Definitely local cuisine,” we decided on our first day in Port Blair, when we were asked what sort of food we’d like to eat. The concierge of our hotel looked a little puzzled as he asked, “What about Bengali food?” We stuck to our desire for local delicacies. “Tamil?” the man cajoled. “No, no!” we persisted, “Only local food for us.” He slumped, defeated. “But Bengali and Tamil are local only….” We stuck to our guns, thinking maybe he was just not a very good concierge.
We then asked the cabbie where to try local cuisine. “Seafood?” he asked hopefully. We agreed with alacrity, thinking that crab, lobster and prawns must be the staple of these lucky islanders. “We can cook seafood of your choice in authentic Bengali or Mangalorian style,” the waiter informed us. “How do locals eat it?” we asked. He also looked stumped: “The locals also eat it like this….”
Replete but slightly bemused after a Bengali meal, we began to wonder why nobody could tell us anything about “local” cuisine and culture. “Port Blair is largely a town of settlers,” said Raju, a cabbie/guide who we met later. “Before independence, it was largely a penal settlement, with prisoners of the British and Japanese living here. Post-Independence, the government offered the land here at throwaway prices to encourage people from the mainland to settle here.” Further, the original inhabitants of these jewel-like islands were tribes like the Jarawa, Onge and Sentinelese, all throwbacks to the Stone Age. “Some of them didn’t even know fire existed until recently!” said Raju. We slowly began to comprehend why our questions about local cuisine had been met with utter incomprehension.

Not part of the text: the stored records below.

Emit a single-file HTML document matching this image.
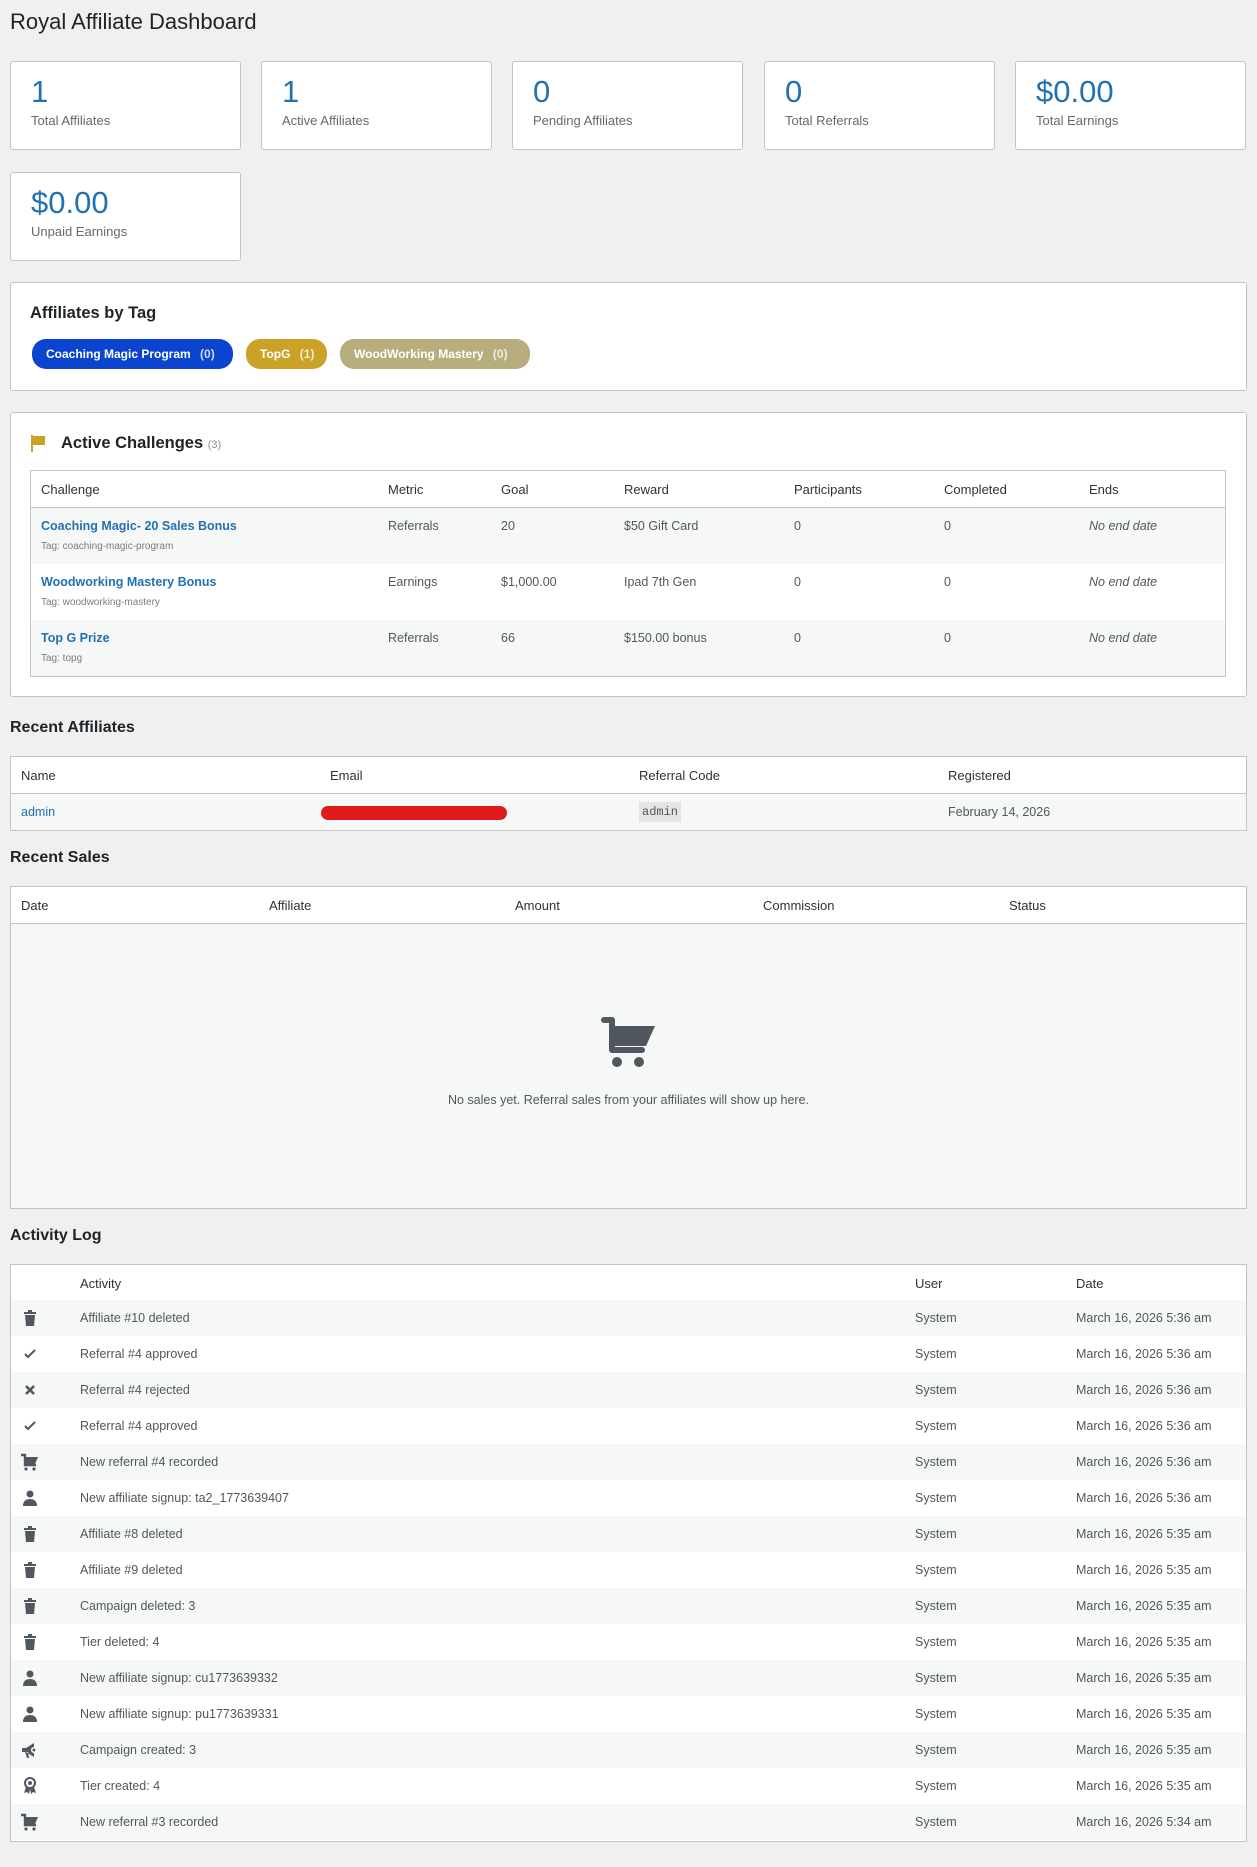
<!DOCTYPE html>
<html><head><meta charset="utf-8">
<style>
*{box-sizing:border-box;margin:0;padding:0}
body{width:1257px;height:1867px;background:#f0f0f1;font-family:"Liberation Sans",sans-serif;color:#50575e;position:relative;overflow:hidden}
.a{position:absolute}
h1{position:absolute;left:10px;top:9px;font-size:22px;font-weight:400;color:#1d2327}
.card{position:absolute;width:231px;height:89px;background:#fff;border:1px solid #c3c4c7;border-radius:3px}
.card .n{position:absolute;left:20px;top:12px;font-size:31px;color:#2271b1;font-weight:500}
.card .l{position:absolute;left:20px;top:51px;font-size:13px;color:#646970}
.box{position:absolute;left:10px;width:1237px;background:#fff;border:1px solid #c3c4c7;border-radius:3px}
.pill{position:absolute;top:339px;height:30px;border-radius:14px;color:#fff;font-size:12px;font-weight:bold;line-height:30px;padding-left:14px;white-space:nowrap}
.pill span{opacity:.8;margin-left:6px}
.h2{position:absolute;left:10px;font-size:16px;font-weight:bold;color:#1d2327}
.tbl{position:absolute;background:#fff;border:1px solid #c3c4c7}
.row{position:absolute;left:0;right:0;font-size:12.5px}
.row div{position:absolute}
.hd{background:#fff;border-bottom:1px solid #c3c4c7;color:#2c3338;font-size:13px}
.st{background:#f6f7f7}
a{color:#2271b1;text-decoration:none}
.ic{position:absolute;left:9px;width:20px;height:20px}
.log{font-size:12.5px}
</style></head><body>
<h1>Royal Affiliate Dashboard</h1>

<div class="card" style="left:10px;top:61px"><div class="n">1</div><div class="l">Total Affiliates</div></div>
<div class="card" style="left:261px;top:61px"><div class="n">1</div><div class="l">Active Affiliates</div></div>
<div class="card" style="left:512px;top:61px"><div class="n">0</div><div class="l">Pending Affiliates</div></div>
<div class="card" style="left:764px;top:61px"><div class="n">0</div><div class="l">Total Referrals</div></div>
<div class="card" style="left:1015px;top:61px"><div class="n">$0.00</div><div class="l">Total Earnings</div></div>
<div class="card" style="left:10px;top:172px"><div class="n">$0.00</div><div class="l">Unpaid Earnings</div></div>

<div class="box" style="top:282px;height:109px"></div>
<div class="a" style="left:30px;top:304px;font-size:16.5px;font-weight:bold;color:#1d2327">Affiliates by Tag</div>
<div class="pill" style="left:32px;width:201px;background:#0b45cf">Coaching Magic Program <span>(0)</span></div>
<div class="pill" style="left:246px;width:81px;background:#c9a227">TopG <span>(1)</span></div>
<div class="pill" style="left:340px;width:190px;background:#b8ad7c">WoodWorking Mastery <span>(0)</span></div>

<div class="box" style="top:412px;height:285px"></div>
<svg class="a" style="left:31px;top:435px" width="16" height="18" viewBox="0 0 16 18"><rect x="0" y="0" width="2" height="17" fill="#c9a227"/><rect x="2" y="1" width="12" height="9" fill="#c9a227"/></svg>
<div class="a" style="left:61px;top:434px;font-size:16.5px;font-weight:bold;color:#1d2327">Active Challenges <span style="font-size:11px;font-weight:400;color:#8c8f94">(3)</span></div>
<div class="tbl" style="left:30px;top:470px;width:1196px;height:207px">
 <div class="row hd" style="top:0;height:37px"><div style="left:10px;top:11px">Challenge</div><div style="left:357px;top:11px">Metric</div><div style="left:470px;top:11px">Goal</div><div style="left:593px;top:11px">Reward</div><div style="left:763px;top:11px">Participants</div><div style="left:913px;top:11px">Completed</div><div style="left:1058px;top:11px">Ends</div></div>
 <div class="row st" style="top:37px;height:56px"><div style="left:10px;top:11px"><a style="font-weight:bold">Coaching Magic- 20 Sales Bonus</a></div><div style="left:10px;top:33px;font-size:10px;color:#787c82">Tag: coaching-magic-program</div><div style="left:357px;top:11px">Referrals</div><div style="left:470px;top:11px">20</div><div style="left:593px;top:11px">$50 Gift Card</div><div style="left:763px;top:11px">0</div><div style="left:913px;top:11px">0</div><div style="left:1058px;top:11px;font-style:italic">No end date</div></div>
 <div class="row" style="top:93px;height:56px"><div style="left:10px;top:11px"><a style="font-weight:bold">Woodworking Mastery Bonus</a></div><div style="left:10px;top:33px;font-size:10px;color:#787c82">Tag: woodworking-mastery</div><div style="left:357px;top:11px">Earnings</div><div style="left:470px;top:11px">$1,000.00</div><div style="left:593px;top:11px">Ipad 7th Gen</div><div style="left:763px;top:11px">0</div><div style="left:913px;top:11px">0</div><div style="left:1058px;top:11px;font-style:italic">No end date</div></div>
 <div class="row st" style="top:149px;height:56px"><div style="left:10px;top:11px"><a style="font-weight:bold">Top G Prize</a></div><div style="left:10px;top:33px;font-size:10px;color:#787c82">Tag: topg</div><div style="left:357px;top:11px">Referrals</div><div style="left:470px;top:11px">66</div><div style="left:593px;top:11px">$150.00 bonus</div><div style="left:763px;top:11px">0</div><div style="left:913px;top:11px">0</div><div style="left:1058px;top:11px;font-style:italic">No end date</div></div>
</div>

<div class="h2" style="top:719px">Recent Affiliates</div>
<div class="tbl" style="left:10px;top:756px;width:1237px;height:75px">
 <div class="row hd" style="top:0;height:37px"><div style="left:10px;top:11px">Name</div><div style="left:319px;top:11px">Email</div><div style="left:628px;top:11px">Referral Code</div><div style="left:937px;top:11px">Registered</div></div>
 <div class="row st" style="top:37px;height:36px"><div style="left:10px;top:11px"><a>admin</a></div><div style="left:310px;top:12px;width:186px;height:14px;background:#e01b1b;border-radius:7px"></div><div style="left:628px;top:8px;background:#e4e4e4;padding:3px 3px;font-family:'Liberation Mono',monospace;font-size:12px">admin</div><div style="left:937px;top:11px">February 14, 2026</div></div>
</div>

<div class="h2" style="top:849px">Recent Sales</div>
<div class="tbl" style="left:10px;top:886px;width:1237px;height:323px;background:#f6f7f7">
 <div class="row hd" style="top:0;height:37px"><div style="left:10px;top:11px">Date</div><div style="left:258px;top:11px">Affiliate</div><div style="left:504px;top:11px">Amount</div><div style="left:752px;top:11px">Commission</div><div style="left:998px;top:11px">Status</div></div>
</div>
<svg class="a" style="left:600px;top:1016px" width="56" height="54" viewBox="0 0 56 54"><path d="M4 4h8v30h30" stroke="#50575e" stroke-width="6" stroke-linecap="round" stroke-linejoin="round" fill="none"/><path d="M12 10h43l-9 20H12z" fill="#50575e"/><circle cx="17" cy="46" r="5" fill="#50575e"/><circle cx="39" cy="46" r="5" fill="#50575e"/></svg>
<div class="a" style="left:0;width:1257px;top:1093px;text-align:center;font-size:12.5px">No sales yet. Referral sales from your affiliates will show up here.</div>

<div class="h2" style="top:1227px">Activity Log</div>
<div class="tbl" style="left:10px;top:1264px;width:1237px;height:578px">
 <div class="row hd" style="top:0;height:36px"><div style="left:69px;top:11px">Activity</div><div style="left:904px;top:11px">User</div><div style="left:1065px;top:11px">Date</div></div>
</div>
<div class="a log" style="left:11px;top:1300px;width:1235px">
<div style="position:relative;height:36px;background:#f6f7f7"><svg class="ic" style="top:8px" viewBox="0 0 20 20"><path d="M4 4h12v2H4zM8 2h4v2H8zM5 7h10l-1 11H6z" fill="#50575e"/></svg><span class="a" style="left:69px;top:11px">Affiliate #10 deleted</span><span class="a" style="left:904px;top:11px">System</span><span class="a" style="left:1065px;top:11px">March 16, 2026 5:36 am</span></div>
<div style="position:relative;height:36px;background:#fff"><svg class="ic" style="top:8px" viewBox="0 0 20 20"><path d="M5 10l3 3 7-7" stroke="#50575e" stroke-width="2" fill="none"/></svg><span class="a" style="left:69px;top:11px">Referral #4 approved</span><span class="a" style="left:904px;top:11px">System</span><span class="a" style="left:1065px;top:11px">March 16, 2026 5:36 am</span></div>
<div style="position:relative;height:36px;background:#f6f7f7"><svg class="ic" style="top:8px" viewBox="0 0 20 20"><path d="M6 6l8 8M14 6l-8 8" stroke="#50575e" stroke-width="2.6" fill="none"/></svg><span class="a" style="left:69px;top:11px">Referral #4 rejected</span><span class="a" style="left:904px;top:11px">System</span><span class="a" style="left:1065px;top:11px">March 16, 2026 5:36 am</span></div>
<div style="position:relative;height:36px;background:#fff"><svg class="ic" style="top:8px" viewBox="0 0 20 20"><path d="M5 10l3 3 7-7" stroke="#50575e" stroke-width="2" fill="none"/></svg><span class="a" style="left:69px;top:11px">Referral #4 approved</span><span class="a" style="left:904px;top:11px">System</span><span class="a" style="left:1065px;top:11px">March 16, 2026 5:36 am</span></div>
<div style="position:relative;height:36px;background:#f6f7f7"><svg class="ic" style="top:8px" viewBox="0 0 20 20"><path d="M1 3h4v10h11" stroke="#50575e" stroke-width="2.4" fill="none"/><path d="M5 5h13l-3 7H5z" fill="#50575e"/><circle cx="6" cy="17" r="1.6" fill="#50575e"/><circle cx="14" cy="17" r="1.6" fill="#50575e"/></svg><span class="a" style="left:69px;top:11px">New referral #4 recorded</span><span class="a" style="left:904px;top:11px">System</span><span class="a" style="left:1065px;top:11px">March 16, 2026 5:36 am</span></div>
<div style="position:relative;height:36px;background:#fff"><svg class="ic" style="top:8px" viewBox="0 0 20 20"><circle cx="10" cy="6" r="3.5" fill="#50575e"/><path d="M3 18c0-5 3-7 7-7s7 2 7 7z" fill="#50575e"/></svg><span class="a" style="left:69px;top:11px">New affiliate signup: ta2_1773639407</span><span class="a" style="left:904px;top:11px">System</span><span class="a" style="left:1065px;top:11px">March 16, 2026 5:36 am</span></div>
<div style="position:relative;height:36px;background:#f6f7f7"><svg class="ic" style="top:8px" viewBox="0 0 20 20"><path d="M4 4h12v2H4zM8 2h4v2H8zM5 7h10l-1 11H6z" fill="#50575e"/></svg><span class="a" style="left:69px;top:11px">Affiliate #8 deleted</span><span class="a" style="left:904px;top:11px">System</span><span class="a" style="left:1065px;top:11px">March 16, 2026 5:35 am</span></div>
<div style="position:relative;height:36px;background:#fff"><svg class="ic" style="top:8px" viewBox="0 0 20 20"><path d="M4 4h12v2H4zM8 2h4v2H8zM5 7h10l-1 11H6z" fill="#50575e"/></svg><span class="a" style="left:69px;top:11px">Affiliate #9 deleted</span><span class="a" style="left:904px;top:11px">System</span><span class="a" style="left:1065px;top:11px">March 16, 2026 5:35 am</span></div>
<div style="position:relative;height:36px;background:#f6f7f7"><svg class="ic" style="top:8px" viewBox="0 0 20 20"><path d="M4 4h12v2H4zM8 2h4v2H8zM5 7h10l-1 11H6z" fill="#50575e"/></svg><span class="a" style="left:69px;top:11px">Campaign deleted: 3</span><span class="a" style="left:904px;top:11px">System</span><span class="a" style="left:1065px;top:11px">March 16, 2026 5:35 am</span></div>
<div style="position:relative;height:36px;background:#fff"><svg class="ic" style="top:8px" viewBox="0 0 20 20"><path d="M4 4h12v2H4zM8 2h4v2H8zM5 7h10l-1 11H6z" fill="#50575e"/></svg><span class="a" style="left:69px;top:11px">Tier deleted: 4</span><span class="a" style="left:904px;top:11px">System</span><span class="a" style="left:1065px;top:11px">March 16, 2026 5:35 am</span></div>
<div style="position:relative;height:36px;background:#f6f7f7"><svg class="ic" style="top:8px" viewBox="0 0 20 20"><circle cx="10" cy="6" r="3.5" fill="#50575e"/><path d="M3 18c0-5 3-7 7-7s7 2 7 7z" fill="#50575e"/></svg><span class="a" style="left:69px;top:11px">New affiliate signup: cu1773639332</span><span class="a" style="left:904px;top:11px">System</span><span class="a" style="left:1065px;top:11px">March 16, 2026 5:35 am</span></div>
<div style="position:relative;height:36px;background:#fff"><svg class="ic" style="top:8px" viewBox="0 0 20 20"><circle cx="10" cy="6" r="3.5" fill="#50575e"/><path d="M3 18c0-5 3-7 7-7s7 2 7 7z" fill="#50575e"/></svg><span class="a" style="left:69px;top:11px">New affiliate signup: pu1773639331</span><span class="a" style="left:904px;top:11px">System</span><span class="a" style="left:1065px;top:11px">March 16, 2026 5:35 am</span></div>
<div style="position:relative;height:36px;background:#f6f7f7"><svg class="ic" style="top:8px" viewBox="0 0 20 20"><path d="M2 8h4l8-5v14l-8-5H2zM5 12l2 6h2l-1-6z" fill="#50575e"/><circle cx="14" cy="10" r="3" fill="#fff"/><circle cx="14" cy="10" r="1.5" fill="#50575e"/></svg><span class="a" style="left:69px;top:11px">Campaign created: 3</span><span class="a" style="left:904px;top:11px">System</span><span class="a" style="left:1065px;top:11px">March 16, 2026 5:35 am</span></div>
<div style="position:relative;height:36px;background:#fff"><svg class="ic" style="top:8px" viewBox="0 0 20 20"><circle cx="10" cy="7" r="5" fill="none" stroke="#50575e" stroke-width="2"/><circle cx="10" cy="7" r="2" fill="#50575e"/><path d="M6 11l-2 6 3-1 2 2 1-5M14 11l2 6-3-1-2 2-1-5" fill="#50575e"/></svg><span class="a" style="left:69px;top:11px">Tier created: 4</span><span class="a" style="left:904px;top:11px">System</span><span class="a" style="left:1065px;top:11px">March 16, 2026 5:35 am</span></div>
<div style="position:relative;height:36px;background:#f6f7f7"><svg class="ic" style="top:8px" viewBox="0 0 20 20"><path d="M1 3h4v10h11" stroke="#50575e" stroke-width="2.4" fill="none"/><path d="M5 5h13l-3 7H5z" fill="#50575e"/><circle cx="6" cy="17" r="1.6" fill="#50575e"/><circle cx="14" cy="17" r="1.6" fill="#50575e"/></svg><span class="a" style="left:69px;top:11px">New referral #3 recorded</span><span class="a" style="left:904px;top:11px">System</span><span class="a" style="left:1065px;top:11px">March 16, 2026 5:34 am</span></div>
</div>
</body></html>
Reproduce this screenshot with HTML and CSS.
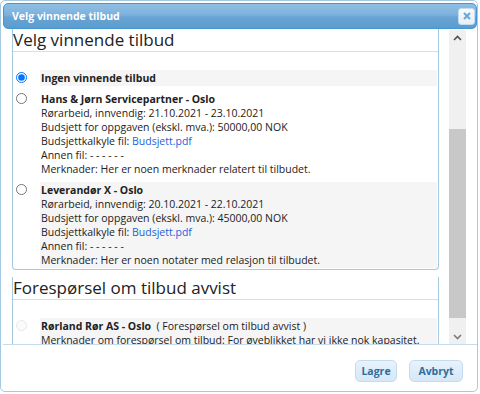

“Even the so-called ‘Bengali’ or ‘Tamil’ culture you’ll see here isn’t authentic,” Raju went on. “There’s been so much intermingling that we often forget who we really are!” His own family is a case in point: he is a Buddhist from Burma married to a practising Muslim. “Add to this the fact that my mother was Hindu and my two school-going children love Holi and Diwali, and you get an interesting mishmash of cultures,” said he. And his family was not unique, for the migrant community in Port Blair was way too small to afford the luxury of marrying only within one’s own culture or community.
Their staple cuisine, said Raju, was very different from the “authentic” Bengali and Tamil food one found in restaurants. “You may find lobster and jumbo prawns on restaurant menus, but if you go to a simple man’s home in the Andamans, you’ll get shrimp or local fish with rice, regardless of whether the person is Burmese or Indian, Bengali or Tamil,” said he. The taste buds of the migrants have, in fact, adapted to local produce quite well. “What we eat today has more to do with what’s cheap and fresh in the market, rather than what our community traditionally eats,” said Raju. So while his grandfather used to reminisce about a diet of dried fish, vegetables and rice in Burma, the third generation in Port Blair is now happy to eat fresh fish and prawns cooked with tomatoes and onions. “We hardly eat any vegetables, as they are very expensive here,” said he, “But we do make liberal use of locally grown spices like black pepper.”
Anyway, after this conversation, we knew better than to ask for “local” food again. So, we ate everything from fish grilled in banana leaf to crab cooked in spicy tomato gravy, without really bothering to find out where it was really from…. At the end of the day, in the age of the new “local”, such things really didn’t seem to matter.